Es ist mir überdies aufgefallen, dass wahrscheinlich ganz bewusst Rilkes
Panther gekonnt in den Text eingewoben wurde. Zum einen erinnert mich der Duktus deines Gedichtes z.T. an besagten Rilke-Text. Auffällig ist diesbezüglich vorallem, dass auch dein Text damit arbeitet, mit metrisch gut gesetzten Adjektiven das Versende herauszuzögern und davor noch einen Moment der Spannung zu erzeugen, welcher durch die Charakterisierungen der Bezugswörter entsteht. Z.B. schreibst du:
Zwei Groschen, sorgsam abgezählt
oder
Jeder Schrei in sich gebeugter Wille
Diese Adjektive, die sich eher am Zeilenende befinden, kenne ich vor allem von der Lyrik-Rilkes und gerade im
Panther sind sie ein starkes stilistisches Mittel:
Der weiche Gang geschmeidig starker Schritte,
der sich im allerkleinsten Kreise dreht,
ist wie ein Tanz von Kraft um eine Mitte,
in der betäubt ein großer Wille steht.
Des Weiteren denke ich, Zitat-Fragmente zu erkennen. So ist im Panther, wie auch bei deinem Gedicht, in ähnlicher Art von
Kreisen die Rede, aber vor allem auch von
Blicken, welche jeweils die Tragik des damit ausgestatteten Subjektes ausdrücken:
Dionysos:
In der Luft da hängen Blicke, die keinem mehr gelten
Rilke:
Sein Blick ist vom Vorübergehn der Stäbe
so müd geworden, dass er nichts mehr hält.

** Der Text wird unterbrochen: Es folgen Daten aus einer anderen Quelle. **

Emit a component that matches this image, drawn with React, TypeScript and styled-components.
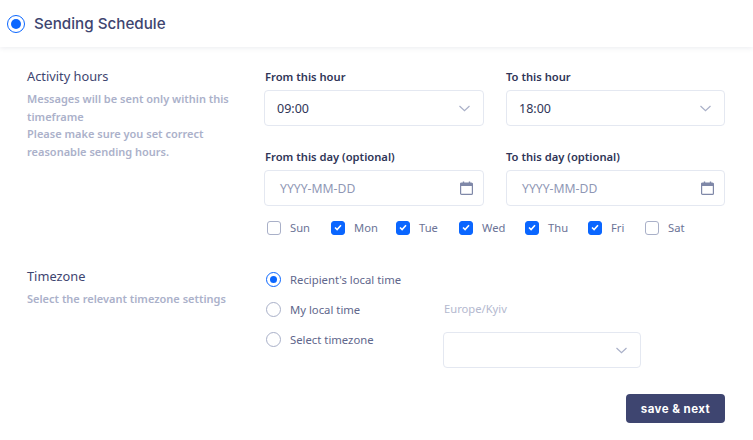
import styled, { createGlobalStyle } from "styled-components";

const GlobalStyle = createGlobalStyle`
  html, body {
    margin: 0;
    padding: 0;
    background: #fff;
  }
  * {
    box-sizing: border-box;
  }
`;

const bodyFont = `"Noto Sans", "Open Sans", sans-serif`;

const Page = styled.div`
  width: 753px;
  height: 440px;
  overflow: hidden;
  background: #fff;
  font-family: ${bodyFont};
`;

const Header = styled.header`
  display: flex;
  align-items: center;
  gap: 9px;
  height: 47px;
  padding-left: 7px;
  box-shadow: 0 1px 5px rgba(60, 70, 110, 0.1);
`;

const Title = styled.h1`
  margin: 0;
  font-family: Inter, "Noto Sans", sans-serif;
  font-size: 15.2px;
  font-weight: 500;
  color: #3e4570;
`;

const Section = styled.section`
  display: grid;
  grid-template-columns: 237px 461px;
  padding-left: 27px;
`;

const ActivitySection = styled(Section)`
  padding-top: 21px;
`;

const TimezoneSection = styled(Section)`
  padding-top: 33px;
`;

const SectionHead = styled.div`
  margin-top: -1px;
`;

const SectionTitle = styled.h2`
  margin: 0 0 5px;
  font-size: 12.8px;
  line-height: 18px;
  font-weight: 400;
  color: #3e4570;
`;

const Hint = styled.p`
  margin: 0;
  width: 215px;
  font-size: 11px;
  line-height: 17.7px;
  font-weight: 600;
  color: #abb1ca;
`;

const FieldGrid = styled.div`
  display: grid;
  grid-template-columns: 220px 219px;
  column-gap: 22px;
  row-gap: 22px;
`;

const Field = styled.div`
  display: flex;
  flex-direction: column;
  gap: 4px;
`;

const FieldLabel = styled.label<{ $inset?: boolean }>`
  padding-left: ${(p) => (p.$inset ? "1px" : "0")};
  font-size: 11.2px;
  line-height: 18px;
  font-weight: 600;
  color: #2f3557;
`;

const InputBox = styled.div`
  display: flex;
  align-items: center;
  justify-content: space-between;
  height: 36px;
  padding: 0 13px 0 12px;
  border: 1px solid #e4e8f1;
  border-radius: 4px;
  background: #fff;
`;

const SelectValue = styled.span`
  font-size: 12.5px;
  color: #2f3557;
`;

const Placeholder = styled.span`
  padding-left: 3px;
  font-size: 12.2px;
  color: #8f97b5;
`;

const IconSlot = styled.svg`
  display: block;
  flex: none;
`;

const DateIcon = styled(IconSlot)`
  margin-right: -3px;
`;

const DayRow = styled.div`
  display: flex;
  align-items: center;
  margin-top: 14px;
  padding-left: 3px;
`;

const Day = styled.label<{ $width: number }>`
  display: flex;
  align-items: center;
  gap: 9px;
  width: ${(p) => p.$width}px;
  font-size: 11.2px;
  color: #6b7396;
`;

const CheckBox = styled.span<{ $checked: boolean }>`
  display: flex;
  align-items: center;
  justify-content: center;
  width: 14px;
  height: 14px;
  border-radius: 3px;
  border: 1px solid ${(p) => (p.$checked ? "#0a66ff" : "#a9b0c8")};
  background: ${(p) => (p.$checked ? "#0a66ff" : "#fff")};
`;

const TimezoneOptions = styled.div`
  display: grid;
  grid-template-columns: 177px 198px;
  grid-auto-rows: 30px;
  padding: 2px 0 0 2px;
`;

const RadioLabel = styled.label`
  display: flex;
  align-items: center;
  gap: 9px;
  height: 18px;
  font-size: 11.3px;
  color: #5f678c;
`;

const Radio = styled.span<{ $checked?: boolean }>`
  display: flex;
  align-items: center;
  justify-content: center;
  width: 15px;
  height: 15px;
  border-radius: 50%;
  border: 1px solid ${(p) => (p.$checked ? "#0a66ff" : "#a9b0c8")};
  background: #fff;
  &::after {
    content: "";
    display: ${(p) => (p.$checked ? "block" : "none")};
    width: 7px;
    height: 7px;
    border-radius: 50%;
    background: #0a66ff;
  }
`;

const HeaderRadio = styled(Radio)`
  width: 18px;
  height: 18px;
  border-width: 1.5px;
  &::after {
    width: 10px;
    height: 10px;
  }
`;

const LocalZone = styled.span`
  height: 18px;
  padding-left: 1px;
  font-size: 11.2px;
  line-height: 18px;
  color: #b4b9cf;
`;

const ZoneSelect = styled(InputBox)`
  margin-top: 2px;
  justify-content: flex-end;
`;

const Footer = styled.div`
  display: flex;
  justify-content: flex-end;
  padding: 34px 28px 0 0;
`;

const SaveButton = styled.button`
  width: 99px;
  height: 29px;
  border: none;
  border-radius: 4px;
  background: #3e4570;
  color: #fff;
  font-family: Inter, "Noto Sans", sans-serif;
  font-size: 11.5px;
  font-weight: 700;
  letter-spacing: 0.45px;
`;

const Chevron = () => (
  <IconSlot width="11" height="7" viewBox="0 0 11 7" fill="none">
    <path d="M0.5 1 5.5 5.7 10.5 1" stroke="#a9b0c8" strokeWidth="1.2" />
  </IconSlot>
);

const CalendarIcon = () => (
  <DateIcon width="13" height="14" viewBox="0 0 13 14" fill="none">
    <rect x="0.6" y="2" width="11.8" height="11.4" rx="1" stroke="#7f88a8" strokeWidth="1.2" />
    <rect x="0.6" y="2" width="11.8" height="3" fill="#7f88a8" />
    <path d="M3.5 0.5V2.5M9.5 0.5V2.5" stroke="#7f88a8" strokeWidth="1.4" />
  </DateIcon>
);

const Tick = () => (
  <svg width="8" height="7" viewBox="0 0 8 7" fill="none">
    <path d="M1 3.5 3.1 5.5 7 1.3" stroke="#fff" strokeWidth="1.6" />
  </svg>
);

const days = [
  { name: "Sun", checked: false, width: 64 },
  { name: "Mon", checked: true, width: 65 },
  { name: "Tue", checked: true, width: 63 },
  { name: "Wed", checked: true, width: 66 },
  { name: "Thu", checked: true, width: 63 },
  { name: "Fri", checked: true, width: 57 },
  { name: "Sat", checked: false, width: 50 },
];

export default function App() {
  return (
    <Page>
      <GlobalStyle />
      <Header>
        <HeaderRadio $checked />
        <Title>Sending Schedule</Title>
      </Header>

      <ActivitySection>
        <SectionHead>
          <SectionTitle>Activity hours</SectionTitle>
          <Hint>
            Messages will be sent only within this timeframe
            <br />
            Please make sure you set correct reasonable sending hours.
          </Hint>
        </SectionHead>
        <div>
          <FieldGrid>
            <Field>
              <FieldLabel $inset>From this hour</FieldLabel>
              <InputBox>
                <SelectValue>09:00</SelectValue>
                <Chevron />
              </InputBox>
            </Field>
            <Field>
              <FieldLabel>To this hour</FieldLabel>
              <InputBox>
                <SelectValue>18:00</SelectValue>
                <Chevron />
              </InputBox>
            </Field>
            <Field>
              <FieldLabel $inset>From this day (optional)</FieldLabel>
              <InputBox>
                <Placeholder>YYYY-MM-DD</Placeholder>
                <CalendarIcon />
              </InputBox>
            </Field>
            <Field>
              <FieldLabel>To this day (optional)</FieldLabel>
              <InputBox>
                <Placeholder>YYYY-MM-DD</Placeholder>
                <CalendarIcon />
              </InputBox>
            </Field>
          </FieldGrid>
          <DayRow>
            {days.map((day) => (
              <Day key={day.name} $width={day.width}>
                <CheckBox $checked={day.checked}>{day.checked && <Tick />}</CheckBox>
                {day.name}
              </Day>
            ))}
          </DayRow>
        </div>
      </ActivitySection>

      <TimezoneSection>
        <SectionHead>
          <SectionTitle>Timezone</SectionTitle>
          <Hint>Select the relevant timezone settings</Hint>
        </SectionHead>
        <TimezoneOptions>
          <RadioLabel>
            <Radio $checked />
            Recipient's local time
          </RadioLabel>
          <span />
          <RadioLabel>
            <Radio />
            My local time
          </RadioLabel>
          <LocalZone>Europe/Kyiv</LocalZone>
          <RadioLabel>
            <Radio />
            Select timezone
          </RadioLabel>
          <ZoneSelect>
            <Chevron />
          </ZoneSelect>
        </TimezoneOptions>
      </TimezoneSection>

      <Footer>
        <SaveButton>save &amp; next</SaveButton>
      </Footer>
    </Page>
  );
}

Auch wenn dies vielleicht nur Zufall oder eine gewagte Interpretation meinerseits ist, ergibt sich für mich aus diesen Anspielungen der eigentliche Bedeutungsgehalt deines Gedichtes. Dem Leser eröffnet sich in einer Zeitlupenperspektive ein Bild auf den Alltag in einem kapitalistischen Umfeld. Diese Perspektive soll, so meine Deutung, dem Leser vor Augen führen, dass diese Form der Existenz an Trost- und Leblosigkeit mit der eines eingesperrten Raubtieres gleichzusetzen ist, welches um seine Lebendigkeit betrogen wurde. Ich finde, du hast dies im Gedicht sehr interessant umgesetzt.

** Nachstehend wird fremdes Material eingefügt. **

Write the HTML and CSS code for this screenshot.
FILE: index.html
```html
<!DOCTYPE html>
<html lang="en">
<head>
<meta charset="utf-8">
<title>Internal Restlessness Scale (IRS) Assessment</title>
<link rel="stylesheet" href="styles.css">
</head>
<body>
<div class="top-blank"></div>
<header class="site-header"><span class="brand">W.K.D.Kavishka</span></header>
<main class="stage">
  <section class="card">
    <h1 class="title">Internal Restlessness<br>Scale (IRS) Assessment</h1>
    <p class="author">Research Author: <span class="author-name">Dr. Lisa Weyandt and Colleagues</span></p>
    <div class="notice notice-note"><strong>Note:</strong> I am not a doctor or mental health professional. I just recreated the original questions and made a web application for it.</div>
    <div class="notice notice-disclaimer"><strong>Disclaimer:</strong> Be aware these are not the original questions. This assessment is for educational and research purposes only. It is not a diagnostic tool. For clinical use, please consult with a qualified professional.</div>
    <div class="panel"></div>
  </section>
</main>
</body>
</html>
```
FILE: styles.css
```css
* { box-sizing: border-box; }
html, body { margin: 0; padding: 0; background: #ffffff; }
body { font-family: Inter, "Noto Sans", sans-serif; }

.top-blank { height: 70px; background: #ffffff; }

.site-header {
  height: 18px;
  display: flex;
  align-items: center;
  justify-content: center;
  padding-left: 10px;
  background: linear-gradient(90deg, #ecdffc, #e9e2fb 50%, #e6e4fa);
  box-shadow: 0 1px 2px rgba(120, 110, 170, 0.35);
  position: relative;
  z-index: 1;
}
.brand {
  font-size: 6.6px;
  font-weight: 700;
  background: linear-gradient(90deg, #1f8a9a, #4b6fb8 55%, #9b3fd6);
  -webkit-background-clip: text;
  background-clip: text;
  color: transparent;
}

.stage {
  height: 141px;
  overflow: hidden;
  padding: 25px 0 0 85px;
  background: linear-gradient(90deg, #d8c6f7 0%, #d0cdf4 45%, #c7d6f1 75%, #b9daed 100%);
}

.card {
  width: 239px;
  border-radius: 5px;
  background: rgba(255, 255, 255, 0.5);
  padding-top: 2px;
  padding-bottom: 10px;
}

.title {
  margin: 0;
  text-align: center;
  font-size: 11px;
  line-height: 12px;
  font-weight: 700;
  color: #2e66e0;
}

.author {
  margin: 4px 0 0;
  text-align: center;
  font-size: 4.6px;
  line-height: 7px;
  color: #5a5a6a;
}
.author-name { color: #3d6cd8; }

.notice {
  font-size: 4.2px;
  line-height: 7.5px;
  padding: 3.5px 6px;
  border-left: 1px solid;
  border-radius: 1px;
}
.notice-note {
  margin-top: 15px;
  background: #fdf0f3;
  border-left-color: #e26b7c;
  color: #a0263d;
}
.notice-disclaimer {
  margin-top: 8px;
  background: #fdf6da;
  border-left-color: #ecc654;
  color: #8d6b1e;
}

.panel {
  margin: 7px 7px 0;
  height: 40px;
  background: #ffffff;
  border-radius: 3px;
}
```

Zuletzt noch ein paar Kleinigkeiten:
Bleibt im Moment verschollen
Ein Bild, in dem vielleicht der Atem
In der Luft, da hängen Blicke, die keinem mehr gelten
Ich habe mich, auch wenn meine Interpretation möglicherweise an deiner Intention vorbeizielte, gern mit deinem Werk beschäftigt!